Mais, ainda por esta linha conservadora, é de entender que nem o recurso hierárquico nem qualquer impugnação judicial são diligências administrativas para efeitos do regime da Segurança Social, porquanto, em rigor, o artigo 49.º, n.º 3 da LGT, quando aplicável às dívidas à Segurança Social, se restringe à prescrição.
Assim balizados os termos da nossa análise, devemos então de prosseguir na nossa análise do caso concreto.
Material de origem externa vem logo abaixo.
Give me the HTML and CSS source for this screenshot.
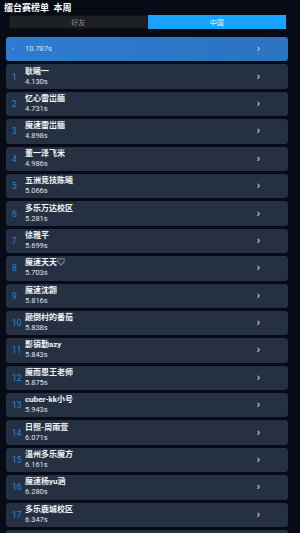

VII. Ora, vertendo tais ensinamentos in casu, logo é forçosa a conclusão de que a estatuição daquela norma não tem aqui potencial aplicação, uma vez que aos eventos interruptivos de natureza duradoura da prescrição supra identificados – notificações do PROAVE e citação em processo executivo – não é aplicável o dito normativo da LGT.
Assim, a ter ocorrido, a prescrição ter-se-á de verificar forçosamente até 26 de Junho de 2013.
Pois bem, atenta a sucessão de eventos, comprova-se que a diligência administrativa consistente no processo de averiguações teve início em 2007 e conclusão em finais de 2009. E tal significa que nem antes nem após a conclusão de tal diligência administrativa decorreu o prazo de prescrição de dívidas da Segurança Social de 5 anos e, como o artigo 49.º, n.º 3 da LGT se deve ter por inaplicável neste caso concreto, a prescrição das dívidas aqui discutidas nunca chegou a ocorrer.
Sendo, por isso, de concluir no sentido da não prescrição das dívidas aqui sindicadas.


III. CONCLUSÕES
I – À prescrição das dívidas à Segurança Social aplica-se, subsidiariamente e em abstrato, o regime previsto na L.G.T., atento o disposto no artigo 3.º, alínea a) do actual Código dos Regimes Contributivos do Sistema Previdencial de Segurança Social.
II - A nova redacção do n.º 3 do artigo 49.º da LGT aplica-se apenas aos factos interruptivos verificados após o início da vigência da Lei 53-A/2006, de 23 de Dezembro, em conformidade com a regra geral da sucessão de leis no tempo contida no art. 12.º da LGT e no art. 12.º do C.Civil.
III – Tendo os eventos interruptivos da prescrição ocorrido já após a entrada em vigor do novo regime, apesar de as dívidas em causa respeitarem a um período anterior, ficam sujeitos às restrições decorrentes daquele; designadamente, a proibição de duplas causas interruptivas.
IV – O regime do n.º 3 do artigo 49.º da LGT, quando aplicável às dívidas da Segurança Social, restringe-se à citação de execução fiscal, uma vez que, por um lado, nem a impugnação, reclamação ou recurso hierárquico podem ser considerados diligências administrativas e, por outro lado, as demais diligências administrativas não foram equacionadas pelo legislador da LGT, aquando das alterações introduzidas no regime da prescrição em 2006.


IV. DECISÃO
Nos termos e com os fundamentos expostos, acordam os juízes da Secção Tributária deste Supremo Tribunal em conceder provimento ao presente recurso, revogar a sentença, mantendo-se a legalidade da cobrança das dívidas, por não prescritas, mais ordenando a baixa do processo à 1.ª instância para serem julgadas as questões tidas por prejudicadas.

Custas pela Recorrida.

Lisboa, 29 de Maio de 2024. - Gustavo André Simões Lopes Courinha (relator) - José Gomes Correia - Aníbal Augusto Ruivo Ferraz.